Sunucunun kibirli tavrı, tahrik ve tahkir edici dili; röportajın manipülasyon amacı taşıdığını açıkça ortaya koymaktadır.
Kendisine “Sokak Kedisi” diyerek masum bir görüntü vermeye çalışan bu kişinin, aslında sokaklara nefret ve ayrımcılık taşıdığı ortadadır. Kamerada mikrofon da bir silahtır.
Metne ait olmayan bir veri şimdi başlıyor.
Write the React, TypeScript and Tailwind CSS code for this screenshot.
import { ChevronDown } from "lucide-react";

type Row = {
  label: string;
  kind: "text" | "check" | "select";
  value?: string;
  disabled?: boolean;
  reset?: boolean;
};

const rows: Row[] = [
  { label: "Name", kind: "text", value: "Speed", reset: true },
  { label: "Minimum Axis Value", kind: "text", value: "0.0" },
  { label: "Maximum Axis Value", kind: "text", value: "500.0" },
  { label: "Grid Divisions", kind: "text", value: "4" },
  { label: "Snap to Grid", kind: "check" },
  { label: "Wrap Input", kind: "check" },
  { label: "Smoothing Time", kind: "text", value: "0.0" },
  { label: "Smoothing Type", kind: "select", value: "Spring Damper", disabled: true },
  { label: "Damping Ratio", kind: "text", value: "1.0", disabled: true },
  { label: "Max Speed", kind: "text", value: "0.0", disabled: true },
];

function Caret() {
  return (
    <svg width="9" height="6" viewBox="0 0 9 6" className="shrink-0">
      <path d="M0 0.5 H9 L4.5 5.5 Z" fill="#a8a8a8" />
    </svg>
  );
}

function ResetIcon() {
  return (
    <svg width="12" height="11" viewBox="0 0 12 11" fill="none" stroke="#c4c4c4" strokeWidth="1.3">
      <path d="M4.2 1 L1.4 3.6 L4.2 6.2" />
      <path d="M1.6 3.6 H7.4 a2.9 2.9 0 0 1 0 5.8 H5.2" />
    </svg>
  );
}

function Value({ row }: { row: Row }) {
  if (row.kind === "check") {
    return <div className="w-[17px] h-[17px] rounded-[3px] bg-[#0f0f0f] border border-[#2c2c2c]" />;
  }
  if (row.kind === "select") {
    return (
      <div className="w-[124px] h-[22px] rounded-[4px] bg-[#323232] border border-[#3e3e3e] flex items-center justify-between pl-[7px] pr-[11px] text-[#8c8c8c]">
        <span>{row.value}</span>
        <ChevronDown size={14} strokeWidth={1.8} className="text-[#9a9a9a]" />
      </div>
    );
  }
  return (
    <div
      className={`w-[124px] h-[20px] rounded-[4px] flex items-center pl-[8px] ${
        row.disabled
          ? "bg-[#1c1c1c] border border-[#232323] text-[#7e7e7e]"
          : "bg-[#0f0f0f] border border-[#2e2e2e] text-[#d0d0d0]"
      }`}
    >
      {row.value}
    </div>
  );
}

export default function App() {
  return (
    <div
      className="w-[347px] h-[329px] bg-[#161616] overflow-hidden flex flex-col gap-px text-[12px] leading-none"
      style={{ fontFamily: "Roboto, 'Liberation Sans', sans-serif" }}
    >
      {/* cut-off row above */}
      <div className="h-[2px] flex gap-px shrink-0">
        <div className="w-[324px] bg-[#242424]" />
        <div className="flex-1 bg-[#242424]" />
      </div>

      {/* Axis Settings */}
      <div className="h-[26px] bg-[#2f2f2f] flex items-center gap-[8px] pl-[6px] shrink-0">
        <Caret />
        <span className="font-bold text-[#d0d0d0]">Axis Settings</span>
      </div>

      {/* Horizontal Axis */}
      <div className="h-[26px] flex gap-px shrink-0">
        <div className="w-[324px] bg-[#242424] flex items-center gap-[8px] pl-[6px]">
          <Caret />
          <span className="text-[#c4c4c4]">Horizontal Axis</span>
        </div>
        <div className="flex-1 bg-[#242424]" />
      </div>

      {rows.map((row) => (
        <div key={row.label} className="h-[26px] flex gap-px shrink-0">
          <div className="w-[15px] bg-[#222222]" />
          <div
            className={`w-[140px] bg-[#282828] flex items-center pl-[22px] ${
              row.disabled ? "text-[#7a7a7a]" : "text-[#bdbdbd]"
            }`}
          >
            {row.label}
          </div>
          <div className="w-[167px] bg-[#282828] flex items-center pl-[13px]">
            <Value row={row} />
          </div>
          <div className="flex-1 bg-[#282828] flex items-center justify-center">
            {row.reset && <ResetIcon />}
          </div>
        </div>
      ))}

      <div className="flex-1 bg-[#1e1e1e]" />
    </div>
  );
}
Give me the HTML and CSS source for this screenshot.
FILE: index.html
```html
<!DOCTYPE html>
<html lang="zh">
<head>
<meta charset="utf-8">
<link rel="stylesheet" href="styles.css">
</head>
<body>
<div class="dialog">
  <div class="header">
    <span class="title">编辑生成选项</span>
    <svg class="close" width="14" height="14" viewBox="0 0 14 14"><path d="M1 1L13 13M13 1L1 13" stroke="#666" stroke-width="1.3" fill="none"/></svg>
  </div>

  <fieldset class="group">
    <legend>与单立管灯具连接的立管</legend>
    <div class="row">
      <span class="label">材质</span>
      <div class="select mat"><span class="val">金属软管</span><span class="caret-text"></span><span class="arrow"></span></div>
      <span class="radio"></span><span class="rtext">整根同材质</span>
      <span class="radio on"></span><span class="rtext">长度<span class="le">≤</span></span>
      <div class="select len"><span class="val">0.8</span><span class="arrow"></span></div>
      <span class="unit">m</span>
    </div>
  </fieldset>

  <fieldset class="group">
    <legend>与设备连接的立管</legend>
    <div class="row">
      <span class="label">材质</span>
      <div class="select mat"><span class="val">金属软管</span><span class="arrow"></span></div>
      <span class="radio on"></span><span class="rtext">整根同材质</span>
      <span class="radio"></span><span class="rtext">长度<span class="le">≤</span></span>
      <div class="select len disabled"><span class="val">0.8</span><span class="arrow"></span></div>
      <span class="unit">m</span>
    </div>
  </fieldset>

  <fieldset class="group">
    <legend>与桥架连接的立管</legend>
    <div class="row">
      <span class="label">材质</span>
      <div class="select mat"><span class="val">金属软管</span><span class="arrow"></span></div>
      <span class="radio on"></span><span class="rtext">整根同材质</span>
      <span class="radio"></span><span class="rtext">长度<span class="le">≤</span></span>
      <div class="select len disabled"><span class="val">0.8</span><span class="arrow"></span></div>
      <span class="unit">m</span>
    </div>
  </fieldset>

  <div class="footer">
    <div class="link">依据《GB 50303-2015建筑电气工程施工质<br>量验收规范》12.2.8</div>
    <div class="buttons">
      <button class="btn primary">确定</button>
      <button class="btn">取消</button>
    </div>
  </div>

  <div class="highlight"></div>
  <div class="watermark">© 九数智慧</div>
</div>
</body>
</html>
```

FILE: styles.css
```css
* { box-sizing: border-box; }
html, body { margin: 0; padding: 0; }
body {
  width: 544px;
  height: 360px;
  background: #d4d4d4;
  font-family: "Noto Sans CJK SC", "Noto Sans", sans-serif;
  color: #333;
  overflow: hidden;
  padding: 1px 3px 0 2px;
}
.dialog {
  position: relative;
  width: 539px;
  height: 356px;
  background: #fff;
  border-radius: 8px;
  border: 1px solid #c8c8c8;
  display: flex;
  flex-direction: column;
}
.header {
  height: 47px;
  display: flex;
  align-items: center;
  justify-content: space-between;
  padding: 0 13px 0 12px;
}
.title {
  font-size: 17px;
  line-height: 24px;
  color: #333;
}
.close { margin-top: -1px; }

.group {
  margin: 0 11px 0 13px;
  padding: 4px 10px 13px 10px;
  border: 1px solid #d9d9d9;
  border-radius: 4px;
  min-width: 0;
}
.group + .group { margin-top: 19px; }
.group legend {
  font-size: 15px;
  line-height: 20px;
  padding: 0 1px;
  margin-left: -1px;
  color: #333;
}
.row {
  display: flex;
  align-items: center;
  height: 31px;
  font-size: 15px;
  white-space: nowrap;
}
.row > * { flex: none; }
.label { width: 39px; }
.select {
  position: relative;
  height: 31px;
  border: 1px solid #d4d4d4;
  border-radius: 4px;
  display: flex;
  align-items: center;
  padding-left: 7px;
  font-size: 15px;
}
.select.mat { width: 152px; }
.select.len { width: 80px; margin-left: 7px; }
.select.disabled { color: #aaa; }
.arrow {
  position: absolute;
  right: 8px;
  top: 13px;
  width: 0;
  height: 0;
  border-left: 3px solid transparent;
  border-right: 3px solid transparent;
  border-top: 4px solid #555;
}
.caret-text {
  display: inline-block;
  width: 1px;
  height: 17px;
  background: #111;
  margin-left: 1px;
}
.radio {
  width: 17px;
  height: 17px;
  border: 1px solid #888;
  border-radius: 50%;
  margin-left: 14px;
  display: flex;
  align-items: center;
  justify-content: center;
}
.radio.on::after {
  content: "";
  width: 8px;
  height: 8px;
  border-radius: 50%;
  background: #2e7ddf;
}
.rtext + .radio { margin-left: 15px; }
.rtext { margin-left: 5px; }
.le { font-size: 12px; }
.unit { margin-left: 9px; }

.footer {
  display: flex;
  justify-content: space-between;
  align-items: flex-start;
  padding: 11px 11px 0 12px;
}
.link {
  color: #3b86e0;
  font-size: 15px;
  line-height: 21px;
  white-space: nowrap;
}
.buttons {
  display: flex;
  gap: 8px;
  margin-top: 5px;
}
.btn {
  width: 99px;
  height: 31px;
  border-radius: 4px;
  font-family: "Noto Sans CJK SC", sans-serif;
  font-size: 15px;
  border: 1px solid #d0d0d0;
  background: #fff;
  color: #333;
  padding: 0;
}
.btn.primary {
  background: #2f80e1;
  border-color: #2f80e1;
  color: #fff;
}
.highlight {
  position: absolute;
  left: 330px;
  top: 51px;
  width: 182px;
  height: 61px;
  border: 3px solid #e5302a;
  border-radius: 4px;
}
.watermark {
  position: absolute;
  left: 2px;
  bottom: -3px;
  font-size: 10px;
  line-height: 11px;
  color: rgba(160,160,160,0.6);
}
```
Bu silahı toplumsal barışı güçlendirmek için kullanmak yerine kaos yaratmak için kullanmak kabul edilemez.
Bugün sosyal medya platformlarında hızla yayılan bu tür içeriklerde, özellikle devleti ve hükümeti aşağılayan söylemlerin öne çıkarıldığı, olumlu görüşlerin bilinçli biçimde kesildiği, yayınların negatif bir Türkiye tablosu çizmek üzere kurgulandığı görülmektedir. Mesele bireysel bir yayıncılığı aşarak organize bir kara propaganda halini almıştır.
Sokak röportajı kisvesi altında yürütülen bu yayınlar, özellikle gençlerin zihnine “bu ülkede yaşanmaz” fikrini yerleştirmeyi hedefleyen sinsi bir kampanyaya dönüşmüş durumdadır. Türkiye berbat bir ülke halini aldı algısı oluşturularak halkın moral değerleri alt üst edilmektedir.
Bu kirli yayınlara karşı RTÜK Başkanı Sayın Ebubekir Şahin’in suç duyurusunda bulunması önemli bir adımdır. Sayın Şahin’in bu hassasiyeti, toplum vicdanının bir yansımasıdır. Ancak sorunu bir kişi üzerinden görmek yeterli değildir. Sinekle uğraşmak yerine bataklığı kurutmak için topyekûn bir seferberlik başlatmalı gerekli kanuni düzenlemeler yapılmalıdır.
Burada devletin ilgili tüm kurumlarına düşen görev açıktır: Sokak röportajları adı altında yürütülen algı operasyonlarına karşı, terörle mücadelede gösterilen ciddiyet ve koordinasyonla hareket edilmelidir. Zira bu röportajlar artık toplumsal huzuru hedef alan bir tür sözde medya terörüne dönüşmüştür.
Bu süreçte halkımızın da dikkatli olması, sokak röportajlarına karşı mesafeli olması gerekmektedir. Bu yayınların özellikle sosyal medya kullanıcısı düz vatandaşların eğilimlerini değiştirmeye ve onları yönlendirmeye yönelik olduğu unutulmamalıdır.
Diyanetimizin de bir Cuma hutbesinde vurguladığı gibi: “Sokakları temiz tutmak, insanlık görevidir.” Sokaklarımızı algıcılardan kurtarmak da bu temizliğe dahildir.
Milletimiz yetkililerden sokak röportajı terörüne son verilmesini istemektedir. Terörsüz Türkiye sürecine dağdaki eli silahlılarla birlikte sokakta mikrofonu silah olarak kullanan kişileri de eklemek gerekmektedir. Düğümler kördüğüm olmadan çözülmelidir.